Almost all road ends entering both the Kaimanawas and Kawekas provide decent bush stalking oppourtunities. There are a number of brochures showing access points to both the Kaimanawas and Kawekas, these can be found online and are well worth reading when planning a hunt into a new area. They include walking times, track names road names and different walking routes.

Anyone that has hunted the bush during the months of summer will know how noisy the bush can be, every step is loud and often when you see deer they are fleeing or about to run, because of this bush stalking during summer requires careful attention to your stalking techniques. This means very careful placement of your feet is required and in some circumstances it is well worth taking off your boots and either stalking in socks or taking in some dive booties with you. The benefits of this can be invaluable and you may be surprised how many more deer you run into, I am a firm believer that you only see a small proportion of the deer in an area yet many of the deer know you are there, this is because they hear or smell you and sneak off without making a noise. I believe this as I have hunted over a number of dogs and often the dogs pick up on deer you would otherwise walk right past. Often these animals will be looking in my direction yet haven’t and don’t make a sound.


Stay safe out in the hills, and enjoy your summer hunting.
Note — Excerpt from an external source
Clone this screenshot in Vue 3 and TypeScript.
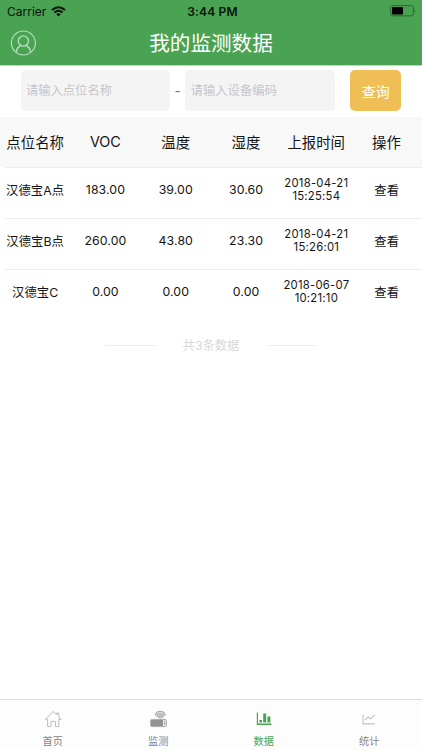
<script setup lang="ts">
interface Row {
  name: string
  voc: string
  temp: string
  hum: string
  date: string
  time: string
}

const headers: string[] = ['点位名称', 'VOC', '温度', '湿度', '上报时间', '操作']
const rows: Row[] = [
  { name: '汉德宝A点', voc: '183.00', temp: '39.00', hum: '30.60', date: '2018-04-21', time: '15:25:54' },
  { name: '汉德宝B点', voc: '260.00', temp: '43.80', hum: '23.30', date: '2018-04-21', time: '15:26:01' },
  { name: '汉德宝C', voc: '0.00', temp: '0.00', hum: '0.00', date: '2018-06-07', time: '10:21:10' },
]
</script>

<template>
  <div class="screen">
    <header class="top">
      <div class="status">
        <div class="carrier">
          <span>Carrier</span>
          <svg width="15" height="11" viewBox="0 0 15 11">
            <path d="M1 4.1Q7.5-1.7 14 4.1" fill="none" stroke="#07140a" stroke-width="2" />
            <path d="M3.3 6.5Q7.5 2.9 11.7 6.5" fill="none" stroke="#07140a" stroke-width="1.8" />
            <path d="M5.2 8.3Q7.5 6.4 9.8 8.3L7.5 10.6Z" fill="#07140a" />
          </svg>
        </div>
        <span class="clock">3:44 PM</span>
        <svg class="battery" width="27" height="12" viewBox="0 0 27 12">
          <rect x="0.6" y="0.6" width="22.8" height="10.2" rx="2" fill="none" stroke="#2b6a32" />
          <rect x="2" y="2" width="11" height="7.4" rx="0.6" fill="#000" />
          <path d="M24.6 4Q26.4 5.7 24.6 7.4Z" fill="#2b6a32" />
        </svg>
      </div>
      <div class="nav">
        <svg class="user" width="26" height="26" viewBox="0 0 26 26" fill="none" stroke="#b4debb" stroke-width="1.1">
          <circle cx="13.4" cy="13" r="12" />
          <circle cx="13.4" cy="11" r="5.1" stroke-width="1.4" />
          <path d="M6.2 22.6C6.6 18.4 9.1 16.2 11 15.5M15.8 15.5C17.7 16.2 20.2 18.4 20.6 22.6" stroke-width="1.4" />
        </svg>
        <h1>我的监测数据</h1>
      </div>
    </header>

    <form class="search" @submit.prevent>
      <input type="text" placeholder="请输入点位名称" />
      <span class="dash">-</span>
      <input type="text" placeholder="请输入设备编码" />
      <button type="submit">查询</button>
    </form>

    <div class="grid head">
      <span v-for="h in headers" :key="h">{{ h }}</span>
    </div>
    <div v-for="r in rows" :key="r.name" class="grid row">
      <span>{{ r.name }}</span>
      <span>{{ r.voc }}</span>
      <span>{{ r.temp }}</span>
      <span>{{ r.hum }}</span>
      <span class="when">{{ r.date }}<br />{{ r.time }}</span>
      <span>查看</span>
    </div>

    <div class="total"><i></i><span>共3条数据</span><i></i></div>

    <nav class="tabs">
      <a class="tab">
        <svg width="20" height="20" viewBox="0 0 20 20" fill="none" stroke="#bcbcbc" stroke-width="1">
          <path d="M4.6 10.4H2.4L10.2 2.4l3.5 3.3V4h2v3.7l2.3 2.7h-2.2v7.2h-3.4v-5.2H8v5.2H4.6Z" stroke-linejoin="round" />
        </svg>
        <span>首页</span>
      </a>
      <a class="tab">
        <svg width="20" height="20" viewBox="0 0 20 20">
          <rect x="2.6" y="10.4" width="15.8" height="7.2" rx="1.2" fill="#efefef" stroke="#aaa" />
          <rect x="3" y="11" width="12" height="6" fill="#929292" />
          <path d="M16.6 11.5v4.8M12.2 7v3.5" stroke="#aaa" stroke-width="1.1" />
          <path d="M7.4 6.6C7.2 .8 17.4 .8 17.2 6.6L15 9H9.6Z" fill="#dedede" />
          <path d="M7.4 6.6C7.2 .8 17.4 .8 17.2 6.6M9.2 7.6C9.2 3.7 15.4 3.7 15.4 7.6M10.8 9Q10.8 6.8 12.3 6.8T13.8 9" fill="none" stroke="#a4a4a4" stroke-width="1.1" />
        </svg>
        <span>监测</span>
      </a>
      <a class="tab active">
        <svg width="20" height="20" viewBox="0 0 20 20" fill="#4aa352">
          <path d="M2.8 3.4h1.2v11.2h13.4v1.3H2.8Z" />
          <path d="M5.4 11h2.6v2.6H5.4ZM9.2 4.6h3v9H9.2ZM13.4 7.6h3v6h-3Z" />
        </svg>
        <span>数据</span>
      </a>
      <a class="tab">
        <svg width="20" height="20" viewBox="0 0 20 20" fill="none" stroke="#c1c1c1" stroke-width="1.1">
          <path d="M4 5.5v9.4h11.8M6 11.2l3.2-3.2 2.6 1.8 4-4" />
        </svg>
        <span>统计</span>
      </a>
    </nav>
  </div>
</template>

<style>
body {
  margin: 0;
  background: #fff;
}
</style>

<style scoped>
.screen {
  display: flex;
  flex-direction: column;
  width: 422px;
  height: 750px;
  overflow: hidden;
  background: #fff;
  color: #141414;
  font-family: Inter, 'Noto Sans CJK SC', sans-serif;
}
.top {
  height: 66px;
  flex: none;
  background: #4aa352;
  border-bottom: 1px solid #b9dcbc;
  box-sizing: border-box;
}
.status {
  display: grid;
  grid-template-columns: 1fr auto 1fr;
  align-items: center;
  height: 22px;
  padding: 0 5px 0 7px;
  box-sizing: border-box;
  font-size: 12px;
  color: #07140a;
}
.carrier {
  display: flex;
  align-items: center;
  gap: 5px;
}
.clock {
  padding-left: 1px;
  font-weight: 600;
  letter-spacing: 0.15px;
}
.battery {
  justify-self: end;
}
.nav {
  display: grid;
  grid-template-columns: 26px 1fr 26px;
  align-items: center;
  height: 42px;
  padding: 0 10px;
}
.user {
  margin-bottom: 1px;
}
h1 {
  margin: 0;
  padding-top: 1px;
  text-align: center;
  color: #fff;
  font-size: 20.6px;
  line-height: 42px;
  font-weight: 400;
}
.search {
  display: flex;
  flex: none;
  align-items: center;
  height: 51px;
  padding: 0 20.6px 2px;
  box-sizing: border-box;
}
input {
  width: 149.5px;
  height: 41px;
  padding: 0 5.3px;
  box-sizing: border-box;
  border: 0;
  border-radius: 5px;
  background: #f4f4f4;
  font-family: inherit;
  font-size: 12.3px;
}
input::placeholder {
  color: #c5c5ca;
  opacity: 1;
}
.dash {
  width: 15.3px;
  text-align: center;
  font-size: 14px;
  color: #777;
}
button {
  width: 51px;
  height: 41px;
  margin-left: 15.4px;
  padding: 0;
  border: 0;
  border-radius: 5px;
  background: #efbf55;
  color: #fff;
  font-family: inherit;
  font-size: 14px;
}
.grid {
  display: grid;
  flex: none;
  grid-template-columns: repeat(6, 1fr);
  align-items: center;
  text-align: center;
  white-space: nowrap;
}
.head {
  height: 50px;
  padding: 0 0.4px 1px 0;
  box-sizing: border-box;
  background: #f8f8f8;
  font-size: 14.4px;
}
.row {
  position: relative;
  height: 51px;
  padding: 0 0.2px 6px 0;
  box-sizing: border-box;
  font-size: 12.3px;
  letter-spacing: 0.1px;
}
.row::before {
  content: '';
  position: absolute;
  top: 0;
  left: 5px;
  right: 0;
  height: 1px;
  background: #ededed;
}
.when {
  padding-top: 1px;
  font-size: 11.3px;
  line-height: 13px;
  letter-spacing: 0.25px;
}
.total {
  display: flex;
  flex: none;
  align-items: center;
  justify-content: center;
  height: 20px;
  margin-top: 15px;
  gap: 27px;
  color: #d7d7d7;
  font-size: 12.3px;
}
.total i {
  width: 51px;
  height: 1px;
  background: #eee;
}
.tabs {
  display: grid;
  grid-template-columns: repeat(4, 1fr);
  height: 51px;
  margin-top: auto;
  border-top: 1px solid #dcdcdc;
  box-sizing: border-box;
  background: #fdfdfd;
}
.tab {
  display: flex;
  flex-direction: column;
  align-items: center;
  padding-top: 9px;
  color: #858585;
  font-size: 10.2px;
  line-height: 14px;
}
.tab span {
  margin-top: 5px;
}
.active {
  color: #4aa352;
}
</style>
Next up is an article focusing on hunting the roar, Meeair!!!


Summer hits Sika country in late December.

Don’t try and hunt all day, focus on peak times first and last light.

When hunting open tops sit and glass, let your eyes do the walking.

Make sure you have a set of Binoculars for tops hunting.

Keep an eye out for herb gardens on the tops, generally on faces and small depressions as these make up a substantial part of their feed.

In the bush Sika generally move up the faces into scrubby areas to bed down during the day, whereas on the tops Sika move down into the scrub to bed down for the day.

Stalking in socks or dive booties can help minimize noise when bush stalking.

Leeching through the soil causes a buildup of minerals at the base of slopes which can in turn lead to productive feed areas.